The real-world Druids of Gaul used the Massilian Greek and Inscriptional Latin alphabets. The Druids of Ireland used the Ogham "tree-letters" script. The Druids of Britain may've used both; though in modern times, a Bardic script was retroactively attributed to them.
There is a specifically Irish precedent in the name of the Shillelagh spell, a Gaelic word. Also, the AD&D 1st Edition bardic schools were based on the Irish Gaelic language. And 1st edition Bards had to dual class as a Druid in order to become a Bard.
Since Ogham is more quintessentially 'Celtic' than Greek alphabet, I would suggest using Ogham to represent Druidic script. (And Classical Irish to represent the Druidic language.)
https://en.wikipedia.org/wiki/Ogham
Edit: Above, I gave at least three in-game examples of Irish Gaelic language being used to represent D&D druidic terminology. Yes, that is not fully explicit 'proof' of D&D Druidic script equating to Irish Gaelic Ogham script, but it certainly is implicitly related.
Here are two more implicit suggestions that Celtic parallel may be especially relevant in filling out the hinted details of the D&D Druid and its script:
WotC officially confirms the Celtic 'origins' of the D&D druid, in WotC's official product history of the AD&D2E Celts Campaign Sourcebook:
"D&D is a hodge-podge of different historical and fantastic influences; the Celts entered that melting pot primarily thanks to B. Dennis Sustare, who provided the basics of the druid class that were fleshed out in Eldritch Wizardry (1976). Granted, the AD&D druid moved somewhat distant from its Celtic roots, but every once in a while an article in Dragon would remind D&D players of those origins, with Bill Fawcett's "The Druid in Fact and Fantasy" from The Dragon #32 (December 1979) being one of the best."
And Bill Fawcett's above-mentioned 1979 article "The Druid in Fact and Fantasy," published during the time of Gary Gygax's oversight of the magazine, further points to the Celticity of the AD&D Druid, as close parallels. In regard to scripts, see p.21:
"The Celtic culture was 'prehistoric' in that writing and literacy were virtually nonexistent. The Celts never did develop a written language that was universally used. Later the written languages of nearby cultures were adopted, particularly Latin after Caesar's conquests. Therefore, the tradition of Druidism was entirely oral. […] This is reflected by the inability of a Druid to use any written magical items.
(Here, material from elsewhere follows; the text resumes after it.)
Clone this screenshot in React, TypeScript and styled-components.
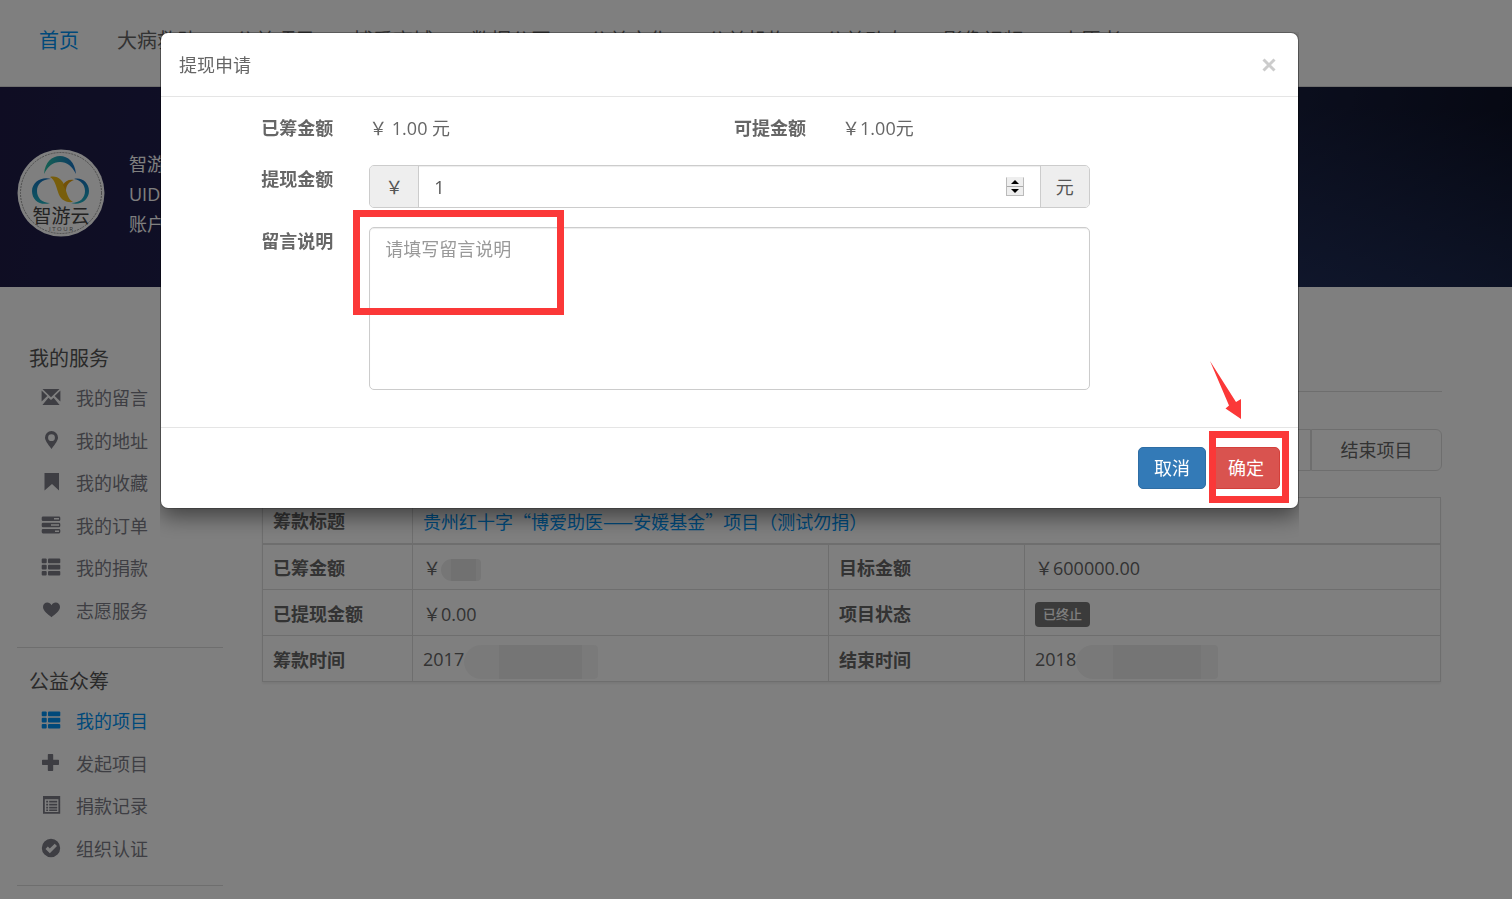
import React from "react";
import styled, { createGlobalStyle, css } from "styled-components";

const FONT = `"Open Sans", "Noto Sans CJK SC", sans-serif`;
const RED = "#fb3838";
const BLUE = "#0092f4";

const GlobalStyle = createGlobalStyle`
  *, *::before, *::after { box-sizing: border-box; }
  body { margin: 0; background: #fff; color: #666; font: 18px/26px ${FONT}; }
  button, input, textarea { font: inherit; color: inherit; }
  a { text-decoration: none; }
`;

/* ---------- page behind the dialog ---------- */

const Page = styled.div`
  min-height: 100vh;
  overflow: hidden;
`;

const TopNav = styled.nav`
  display: flex;
  align-items: center;
  gap: 38px;
  height: 87px;
  padding: 0 39px 4px;
  border-bottom: 1px solid #ddd;
`;

const NavLink = styled.a<{ $active?: boolean }>`
  flex: none;
  font-size: 20px;
  line-height: 30px;
  color: ${(p) => (p.$active ? BLUE : "#666")};
`;

const Banner = styled.header`
  display: flex;
  align-items: center;
  gap: 24px;
  min-height: 200px;
  padding: 12px 17px 0;
  color: #fff;
  background:
    radial-gradient(ellipse 60% 120% at 88% 130%, rgba(44, 66, 124, 0.6), transparent),
    linear-gradient(100deg, #1e1b46 0%, #20255a 45%, #1c2448 75%, #0c1024 100%);
`;

const BannerText = styled.div`
  padding-top: 2px;
  line-height: 30px;
`;

const Columns = styled.div`
  display: flex;
  gap: 39px;
  padding: 52px 70px 0 17px;
`;

const Sidebar = styled.aside`
  flex: none;
  width: 206px;
`;

const SideSection = styled.section`
  padding-bottom: 15px;
  margin-bottom: 14px;
  border-bottom: 1px solid #ddd;
`;

const SideTitle = styled.h2`
  margin: 0;
  padding: 2px 0 0 12px;
  font-size: 20px;
  font-weight: 400;
  line-height: 36px;
  color: #555;
`;

const SideList = styled.ul<{ $height: number }>`
  display: grid;
  grid-auto-rows: 1fr;
  min-height: ${(p) => p.$height}px;
  margin: 0;
  padding: 0 0 0 24px;
  list-style: none;
`;

const SideLink = styled.a<{ $active?: boolean }>`
  display: flex;
  align-items: center;
  gap: 15px;
  height: 100%;
  color: ${(p) => (p.$active ? BLUE : "#7c7c86")};
`;

const Main = styled.main`
  flex: 1;
  min-width: 0;
`;

const MainHeader = styled.div`
  height: 53px;
  border-bottom: 1px solid #ddd;
`;

const ButtonGroup = styled.div`
  display: flex;
  justify-content: flex-end;
  margin: 37px 0 26px;
`;

const GroupButton = styled.button`
  min-width: 131px;
  height: 42px;
  padding: 0 28px;
  border: 1px solid #ddd;
  background: #fff;
  &:first-child { border-radius: 6px 0 0 6px; }
  &:last-child { border-radius: 0 6px 6px 0; }
`;

const DataTable = styled.table`
  width: calc(100% - 1px);
  table-layout: fixed;
  border-collapse: collapse;
  box-shadow: 0 2px 2px rgba(0, 0, 0, 0.06);
  col:nth-child(1) { width: 150px; }
  col:nth-child(3) { width: 196px; }
  th, td {
    height: 46px;
    padding: 2px 10px 0;
    border: 1px solid #ddd;
    text-align: left;
    white-space: nowrap;
  }
  thead th, thead td { border-bottom-width: 2px; }
`;

const ProjectLink = styled.a`
  font-family: "Noto Sans CJK SC", sans-serif;
  color: ${BLUE};
`;

const Badge = styled.span`
  display: inline-block;
  padding: 0 8px;
  border-radius: 4px;
  background: #777;
  color: #fff;
  font-size: 13px;
  font-weight: 500;
  line-height: 25px;
  vertical-align: middle;
`;

const Smudge = styled.span<{ $w: number; $h: number; $from: string; $to: string }>`
  display: inline-block;
  width: ${(p) => p.$w}px;
  height: ${(p) => p.$h}px;
  margin: -6px 0;
  border-radius: ${(p) => p.$h / 2}px 4px 4px ${(p) => p.$h / 2}px;
  background: linear-gradient(90deg, ${(p) => p.$from} 26%, ${(p) => p.$to} 26% 88%, ${(p) => p.$from} 88%);
  vertical-align: middle;
`;

/* ---------- dialog ---------- */

const Backdrop = styled.div`
  position: fixed;
  inset: 0;
  padding: 33px 214px 0 161px;
  background: rgba(0, 0, 0, 0.5);
`;

const Dialog = styled.section`
  border-radius: 7px;
  background: #fff;
  box-shadow: 0 0 0 1px rgba(0, 0, 0, 0.2), 0 8px 22px rgba(0, 0, 0, 0.5);
  clip-path: inset(-1px -1px -40px -1px);
`;

const DialogHeader = styled.header`
  display: flex;
  align-items: center;
  justify-content: space-between;
  height: 64px;
  padding: 0 18px;
  border-bottom: 1px solid #e5e5e5;
`;

const DialogTitle = styled.h1`
  margin: 0;
  font-size: 18px;
  font-weight: 400;
`;

const CloseButton = styled.button`
  display: flex;
  padding: 4px;
  border: 0;
  background: none;
  color: #ccc;
`;

const DialogBody = styled.form`
  padding: 17px 1px 18px;
`;

const Row = styled.div`
  display: grid;
  grid-template-columns: repeat(12, minmax(0, 1fr));
  align-items: start;
  margin-bottom: 19px;
  &:first-child { min-height: 32px; }
`;

const labelCell = css<{ $span: number }>`
  grid-column: span ${(p) => p.$span};
  padding-right: 18px;
  font-weight: 700;
  line-height: 28px;
  white-space: nowrap;
  display: flex;
  justify-content: flex-end;
`;
const Label = styled.label<{ $span: number }>`${labelCell}`;
const Term = styled.div<{ $span: number }>`${labelCell}`;

const Cell = styled.div<{ $span: number }>`
  position: relative;
  grid-column: span ${(p) => p.$span};
  padding: 0 18px;
  line-height: 28px;
`;

const InputGroup = styled.div`
  display: flex;
  height: 43px;
  border: 1px solid #ccc;
  border-radius: 5px;
  background: #fff;
  overflow: hidden;
  box-shadow: inset 0 1px 1px rgba(0, 0, 0, 0.075);
`;

const Addon = styled.span<{ $end?: boolean }>`
  display: flex;
  align-items: center;
  justify-content: center;
  width: 49px;
  background: #eee;
  color: #555;
  ${(p) => (p.$end ? "border-left" : "border-right")}: 1px solid #ccc;
`;

const NumberInput = styled.input`
  flex: 1;
  min-width: 0;
  padding: 0 15px;
  border: 0;
  outline: 0;
  background: transparent;
  color: #555;
  appearance: textfield;
  &::-webkit-inner-spin-button { display: none; }
`;

const Stepper = styled.span`
  display: flex;
  flex-direction: column;
  align-self: center;
  width: 18px;
  margin-right: 16px;
  border: 1px solid #bbb;
  border-top-color: #eee;
`;

const StepButton = styled.button`
  display: flex;
  align-items: center;
  justify-content: center;
  height: 8px;
  padding: 0;
  border: 0;
  background: #eee;
  & + & { border-top: 1px solid #aaa; height: 9px; }
`;

const MessageBox = styled.textarea`
  display: block;
  width: 100%;
  height: 163px;
  padding: 7px 15px;
  border: 1px solid #ccc;
  border-radius: 5px;
  outline: 0;
  resize: none;
  background: #fff;
  box-shadow: inset 0 1px 1px rgba(0, 0, 0, 0.075);
  &::placeholder { color: #999; }
`;

const DialogFooter = styled.footer`
  display: flex;
  justify-content: flex-end;
  gap: 6px;
  padding: 19px 18px;
  border-top: 1px solid #e5e5e5;
`;

const ActionButton = styled.button<{ $danger?: boolean }>`
  height: 42px;
  padding: 0 15px;
  border: 1px solid ${(p) => (p.$danger ? "#d43f3a" : "#2e6da4")};
  border-radius: 5px;
  background: ${(p) => (p.$danger ? "#d9534f" : "#337ab7")};
  color: #fff;
`;

const Marked = styled.div`
  position: relative;
`;

const MessageMark = styled.div`
  position: absolute;
  left: 2px;
  top: -17px;
  width: 211px;
  height: 105px;
  border: 7px solid ${RED};
  pointer-events: none;
`;

const ConfirmMark = styled.div`
  position: absolute;
  left: -3px;
  top: -16px;
  width: 80px;
  height: 72px;
  border: 7px solid ${RED};
  pointer-events: none;
`;

const MarkArrow = styled.svg`
  position: absolute;
  left: -3px;
  top: -87px;
  pointer-events: none;
`;

/* ---------- icons ---------- */

const glyphs: Record<string, React.ReactNode> = {
  mail: <path d="M1.5 2h17L10 10.2zM.6 3.4 6.3 9 .6 14.6zM19.4 3.4v11.2L13.7 9zM1.4 18l6-7.2L10 13l2.6-2.2 6 7.2z" />,
  pin: <path fillRule="evenodd" d="M10.500 1a6.500 6.500 0 0 1 6.500 6.600c0 3-2.700 6.300-6.500 11.400C6.700 13.900 4 10.600 4 7.600A6.500 6.500 0 0 1 10.500 1zm0 3.300a3.400 3.400 0 1 0 0 6.800 3.400 3.400 0 0 0 0-6.800z" />,
  bookmark: <path d="M3.500 1H18v17.500l-7-6.500-7.500 6.500z" />,
  orders: (
    <path fillRule="evenodd" d="M2 1.500h16q1.300 0 1.300 1.300v1.900q0 1.300-1.300 1.300H2Q.7 6 .7 4.700V2.800Q.7 1.500 2 1.500zm11 1.600v1.400h5V3.100zM2 7.700h16q1.300 0 1.300 1.300v1.900q0 1.300-1.300 1.300H2Q.7 12.200.7 10.900V9Q.7 7.700 2 7.700zm8 1.600v1.400h8V9.300zM2 13.900h16q1.300 0 1.300 1.300v1.900q0 1.300-1.300 1.300H2q-1.300 0-1.300-1.300v-1.900q0-1.300 1.300-1.300zm12 1.600v1.400h4v-1.400z" />
  ),
  list: (
    <>
      {[1.5, 7.7, 13.9].map((y) => (
        <React.Fragment key={y}>
          <rect x="0.700" y={y} width="5" height="4.700" rx="1" />
          <rect x="7" y={y} width="12.300" height="4.700" rx="1" />
        </React.Fragment>
      ))}
    </>
  ),
  heart: <path d="M10.500 17.200C7 14 2 10.800 2 6.900 2 4.200 4 2.500 6.300 2.500c1.800 0 3.300 1 4.200 2.700.9-1.700 2.400-2.700 4.200-2.700C17 2.500 19 4.200 19 6.900c0 3.900-5 7.100-8.500 10.300z" />,
  plus: <path d="M7.500 1h4q.7 0 .7.700v5.100h5.100q.7 0 .7.700v3.800q0 .7-.7.700h-5.100v5.300q0 .7-.7.700h-4q-.7 0-.7-.7V12H1.700Q1 12 1 11.300V7.500q0-.7.700-.7h5.100V1.700q0-.7.700-.7z" />,
  record: (
    <path fillRule="evenodd" d="M2 1h17.200v17.800H2zm1.800 3.300v12.800h13.600V4.300zM5.200 5.800h1.900v1.700H5.200zm3 0h8v1.700h-8zm-3 3h1.900v1.700H5.200zm3 0h8v1.700h-8zm-3 3h1.900v1.700H5.200zm3 0h8v1.700h-8zm-3 2.600h1.900v1.500H5.200zm3 0h8v1.500h-8z" />
  ),
  check: <path fillRule="evenodd" d="M10 .8a9.200 9.200 0 1 1 0 18.400A9.200 9.200 0 0 1 10 .8zm3.700 4.900-4.900 4.900-2-2L4.500 11l4.300 4.200L16 8z" />,
};

const Glyph = styled.svg`
  flex: none;
  width: 20px;
  height: 20px;
  margin-bottom: 2px;
  fill: currentColor;
`;

function Logo() {
  return (
    <svg width="88" height="88" viewBox="0 0 88 88" aria-label="智游云">
      <defs>
        <linearGradient id="arc" x1="0" x2="1">
          <stop offset="0" stopColor="#2cc4a6" />
          <stop offset="1" stopColor="#1672c8" />
        </linearGradient>
        <linearGradient id="ring" x1="0" x2="0" y1="0" y2="1">
          <stop offset="0" stopColor="#1673c0" />
          <stop offset="1" stopColor="#1fb4c4" />
        </linearGradient>
      </defs>
      <circle cx="44" cy="44" r="43.500" fill="#fff" />
      <circle cx="44" cy="44" r="40.500" fill="none" stroke="#999" strokeDasharray="2 1" />
      <path d="M27 25C28 13 35 7 43 7s15 6 16 18C55 17 50 13 43 13s-12 4-16 12z" fill="url(#arc)" />
      <path d="M34 30c-9-3-19 3-19 12 0 10 9 15 18 12-8 0-13-5-13-12s5-12 14-12z" fill="url(#ring)" />
      <path d="M57 30c8-2 15 4 15 12 0 9-9 15-18 12 9 0 14-5 14-12 0-6-4-11-11-12z" fill="url(#ring)" />
      <path d="M33 28c7-2 13 3 15 10s3 12 8 15c-8 1-13-3-15-10-2-6-3-12-8-15z" fill="#f0bc18" />
      <path d="M46 36c2-4 6-6 11-5-5 2-8 5-8 11z" fill="#e6a210" />
      <text x="44" y="74" textAnchor="middle" fontSize="19" fontFamily={FONT} fill="#444">
        智游云
        <tspan x="44" y="82" fontSize="6" fill="#666">I T O U R</tspan>
      </text>
    </svg>
  );
}

/* ---------- content ---------- */

const navItems = ["首页", "大病救助", "公益项目", "博爱商城", "数据公开", "公益文化", "公益机构", "公益动态", "影像视频", "志愿者"];

const services = [
  { icon: "mail", text: "我的留言" },
  { icon: "pin", text: "我的地址" },
  { icon: "bookmark", text: "我的收藏" },
  { icon: "orders", text: "我的订单" },
  { icon: "list", text: "我的捐款" },
  { icon: "heart", text: "志愿服务" },
];

const funding = [
  { icon: "list", text: "我的项目", active: true },
  { icon: "plus", text: "发起项目" },
  { icon: "record", text: "捐款记录" },
  { icon: "check", text: "组织认证" },
];

type SideItem = { icon: string; text: string; active?: boolean };

function SideMenu({ title, items, height }: { title: string; items: SideItem[]; height: number }) {
  return (
    <SideSection>
      <SideTitle>{title}</SideTitle>
      <SideList $height={height}>
        {items.map((item) => (
          <li key={item.text}>
            <SideLink href="#" $active={item.active}>
              <Glyph viewBox="0 0 20 20" aria-hidden="true">{glyphs[item.icon]}</Glyph>
              {item.text}
            </SideLink>
          </li>
        ))}
      </SideList>
    </SideSection>
  );
}

export default function App() {
  return (
    <>
      <GlobalStyle />
      <Page>
        <TopNav>
          {navItems.map((text, i) => (
            <NavLink key={text} href="#" $active={i === 0}>{text}</NavLink>
          ))}
        </TopNav>
        <Banner>
          <Logo />
          <BannerText>
            <div>智游云</div>
            <div>UID：</div>
            <div>账户</div>
          </BannerText>
        </Banner>
        <Columns>
          <Sidebar>
            <SideMenu title="我的服务" items={services} height={255} />
            <SideMenu title="公益众筹" items={funding} height={170} />
          </Sidebar>
          <Main>
            <MainHeader />
            <ButtonGroup>
              <GroupButton type="button" aria-label="申请提现" />
              <GroupButton type="button">结束项目</GroupButton>
            </ButtonGroup>
            <DataTable>
              <colgroup><col /><col /><col /><col /></colgroup>
              <thead>
                <tr>
                  <th scope="row">筹款标题</th>
                  <td colSpan={3}><ProjectLink href="#">贵州红十字“博爱助医——安媛基金”项目（测试勿捐）</ProjectLink></td>
                </tr>
              </thead>
              <tbody>
                <tr>
                  <th scope="row">已筹金额</th>
                  <td>￥<Smudge $w={40} $h={22} $from="#ececec" $to="#e2e2e2" /></td>
                  <th scope="row">目标金额</th>
                  <td>￥600000.00</td>
                </tr>
                <tr>
                  <th scope="row">已提现金额</th>
                  <td>￥0.00</td>
                  <th scope="row">项目状态</th>
                  <td><Badge>已终止</Badge></td>
                </tr>
                <tr>
                  <th scope="row">筹款时间</th>
                  <td>2017<Smudge $w={134} $h={34} $from="#f5f5f5" $to="#ebebeb" /></td>
                  <th scope="row">结束时间</th>
                  <td>2018<Smudge $w={142} $h={34} $from="#f2f2f2" $to="#ebebeb" /></td>
                </tr>
              </tbody>
            </DataTable>
          </Main>
        </Columns>
      </Page>

      <Backdrop>
        <Dialog role="dialog" aria-labelledby="dialog-title">
          <DialogHeader>
            <DialogTitle id="dialog-title">提现申请</DialogTitle>
            <CloseButton type="button" aria-label="关闭">
              <svg width="14" height="14" viewBox="0 0 14 14" stroke="currentColor" strokeWidth="3">
                <path d="M1.500 1.500l11 11M12.500 1.500l-11 11" />
              </svg>
            </CloseButton>
          </DialogHeader>
          <DialogBody>
            <Row>
              <Term $span={2}>已筹金额</Term>
              <Cell $span={4}>￥ 1.00 元</Cell>
              <Term $span={1}>可提金额</Term>
              <Cell $span={5}>￥1.00元</Cell>
            </Row>
            <Row>
              <Label $span={2} htmlFor="amount">提现金额</Label>
              <Cell $span={8}>
                <InputGroup>
                  <Addon>￥</Addon>
                  <NumberInput id="amount" type="number" defaultValue={1} />
                  <Stepper>
                    <StepButton type="button" aria-label="增加">
                      <svg width="8" height="4" viewBox="0 0 8 4"><path d="M4 0l4 4H0z" fill="#000" /></svg>
                    </StepButton>
                    <StepButton type="button" aria-label="减少">
                      <svg width="8" height="4" viewBox="0 0 8 4"><path d="M0 0h8L4 4z" fill="#000" /></svg>
                    </StepButton>
                  </Stepper>
                  <Addon $end>元</Addon>
                </InputGroup>
              </Cell>
            </Row>
            <Row>
              <Label $span={2} htmlFor="message">留言说明</Label>
              <Cell $span={8}>
                <MessageBox id="message" placeholder="请填写留言说明" />
                <MessageMark />
              </Cell>
            </Row>
          </DialogBody>
          <DialogFooter>
            <ActionButton type="button">取消</ActionButton>
            <Marked>
              <ActionButton type="button" $danger>确定</ActionButton>
              <ConfirmMark />
              <MarkArrow width="34" height="60" viewBox="0 0 34 60" aria-hidden="true">
                <path d="M1 1L27 42l5-3v20L16.500 48.500l3.500-3z" fill={RED} />
              </MarkArrow>
            </Marked>
          </DialogFooter>
        </Dialog>
      </Backdrop>
    </>
  );
}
Presumably this includes all tomes, scrolls, and similar types of paraphernaila."
and the somewhat contradictory p.32 "Together with the Bards and Seers, they formed the priesthood and literate class of the Celts for the entire history of the culture."
Fawcett's quote hints at the written language that some Celts did develop, but which wasn't "universally used"—namely the Ogham developed by the Celts of Ireland. Obviously, Latin or Greek don't represent a 'secret script.' That leaves Ogham (or a 'D&Dized' version of Ogham).
Given the Irish Gaelic name of the Druid spell Shillelagh (see the Wikipedia article) the Irish Gaelic names of the AD&D Bardic colleges (Fochlucan, Mac-Fuirmidh, Doss, Canaith, Cli, Anstruth, Ollamh—with Ollamh being the real-world name for a high-ranked Bard or Druid in Ireland, and not in any other Celtic culture) and given that 1e Bards were all required to be Druids, and thus presumably from the same cultural milieu as the 1e Druid), it follows implicitly (but not explicitly), that the traditional, pre-moden Irish Celtic script--Ogham--is a fitting model for the secret script of the D&D Druid, at least in 1st Edition AD&D, if less explicitly in later, more 'hodge-podged' evolutions of the Druid. This is implicitly supported by the above facts, though not explicitly.